* [Extracted information]:
▬▬▬▬▬▬▬▬▬▬

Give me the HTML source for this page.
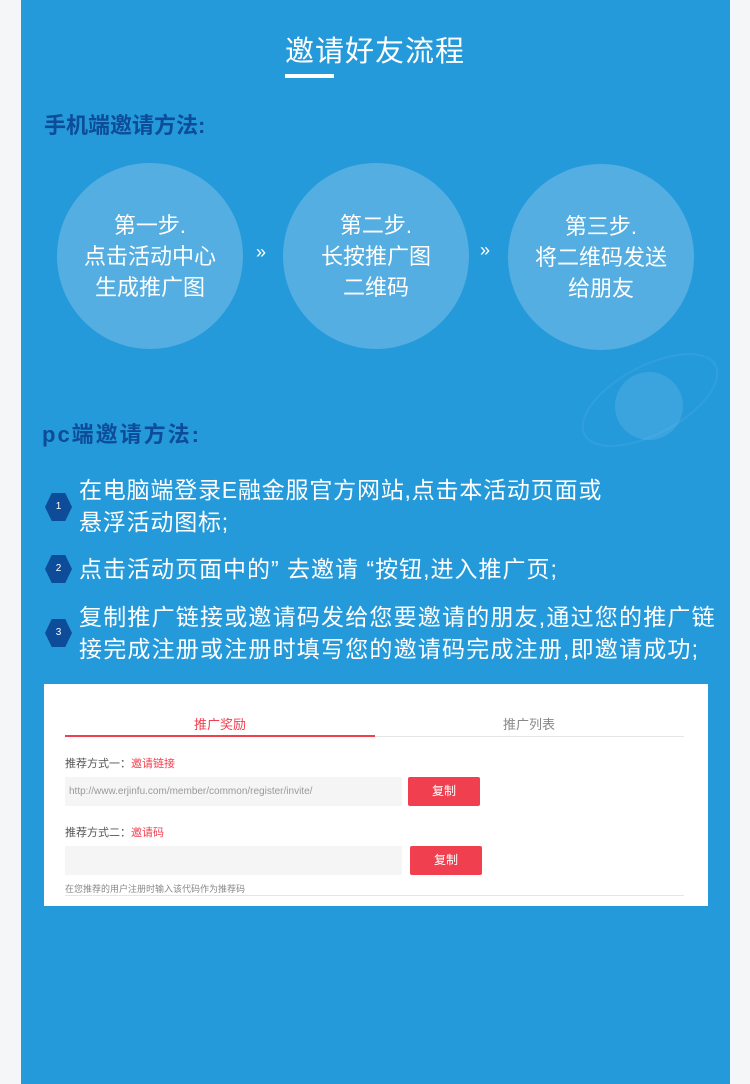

▬▬▬▬▬▬▬▬▬▬

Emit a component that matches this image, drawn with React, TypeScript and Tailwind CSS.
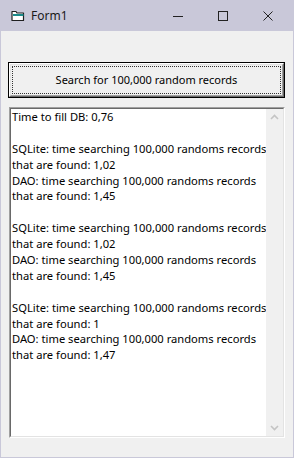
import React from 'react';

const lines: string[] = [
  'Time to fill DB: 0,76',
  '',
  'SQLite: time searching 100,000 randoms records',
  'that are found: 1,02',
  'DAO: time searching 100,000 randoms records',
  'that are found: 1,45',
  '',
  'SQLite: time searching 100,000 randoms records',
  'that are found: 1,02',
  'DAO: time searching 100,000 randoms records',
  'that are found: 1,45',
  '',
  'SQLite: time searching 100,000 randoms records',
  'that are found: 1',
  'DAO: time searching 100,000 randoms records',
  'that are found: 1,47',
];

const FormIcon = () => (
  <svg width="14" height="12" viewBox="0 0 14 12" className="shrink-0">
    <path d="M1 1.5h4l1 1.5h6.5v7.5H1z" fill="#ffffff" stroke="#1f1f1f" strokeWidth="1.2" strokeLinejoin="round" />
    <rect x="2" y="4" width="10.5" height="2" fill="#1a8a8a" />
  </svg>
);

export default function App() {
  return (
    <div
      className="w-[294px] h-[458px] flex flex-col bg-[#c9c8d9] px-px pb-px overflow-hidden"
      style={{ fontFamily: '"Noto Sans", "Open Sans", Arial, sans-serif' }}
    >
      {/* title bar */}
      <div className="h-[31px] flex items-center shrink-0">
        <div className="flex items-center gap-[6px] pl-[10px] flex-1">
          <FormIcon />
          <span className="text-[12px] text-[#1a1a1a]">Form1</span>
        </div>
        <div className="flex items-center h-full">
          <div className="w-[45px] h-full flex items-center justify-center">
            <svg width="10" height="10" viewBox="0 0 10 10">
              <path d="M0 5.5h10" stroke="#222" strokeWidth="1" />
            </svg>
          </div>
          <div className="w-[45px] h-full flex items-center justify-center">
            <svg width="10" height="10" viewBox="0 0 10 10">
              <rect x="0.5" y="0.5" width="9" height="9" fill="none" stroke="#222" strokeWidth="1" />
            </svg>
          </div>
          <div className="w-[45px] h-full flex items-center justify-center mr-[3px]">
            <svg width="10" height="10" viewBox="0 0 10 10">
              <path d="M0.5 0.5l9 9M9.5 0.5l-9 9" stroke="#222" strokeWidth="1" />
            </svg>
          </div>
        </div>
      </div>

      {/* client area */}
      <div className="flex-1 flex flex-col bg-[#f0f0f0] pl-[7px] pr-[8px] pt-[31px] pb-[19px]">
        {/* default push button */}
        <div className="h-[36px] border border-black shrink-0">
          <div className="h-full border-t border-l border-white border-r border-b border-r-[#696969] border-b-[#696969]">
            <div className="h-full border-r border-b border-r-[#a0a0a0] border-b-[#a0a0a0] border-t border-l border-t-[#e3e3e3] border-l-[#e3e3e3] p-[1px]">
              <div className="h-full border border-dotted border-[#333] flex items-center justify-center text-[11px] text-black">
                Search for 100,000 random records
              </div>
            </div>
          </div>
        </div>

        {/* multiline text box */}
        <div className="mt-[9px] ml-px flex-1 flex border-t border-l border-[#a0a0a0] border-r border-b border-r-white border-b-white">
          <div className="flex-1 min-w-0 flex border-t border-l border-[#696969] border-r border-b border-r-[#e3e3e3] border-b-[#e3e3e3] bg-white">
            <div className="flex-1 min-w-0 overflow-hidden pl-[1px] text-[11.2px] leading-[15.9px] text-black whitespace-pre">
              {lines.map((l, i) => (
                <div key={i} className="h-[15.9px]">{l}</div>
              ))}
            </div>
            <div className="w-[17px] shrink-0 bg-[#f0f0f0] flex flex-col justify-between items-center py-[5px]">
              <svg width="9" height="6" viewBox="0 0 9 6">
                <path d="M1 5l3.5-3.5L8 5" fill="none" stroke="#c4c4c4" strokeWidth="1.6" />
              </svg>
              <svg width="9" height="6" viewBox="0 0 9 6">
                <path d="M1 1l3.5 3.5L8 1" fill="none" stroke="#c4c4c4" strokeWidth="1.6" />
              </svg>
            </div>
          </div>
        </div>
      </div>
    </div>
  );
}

▬▬▬▬▬▬▬▬▬▬

* [Exercise directions]:
Return the material from the line containing "Emit a component" through the line containing "import React from 'react';", exactly and in full, but without its pictures.

* [Completed exercise]:
Emit a component that matches this image, drawn with React, TypeScript and Tailwind CSS.
import React from 'react';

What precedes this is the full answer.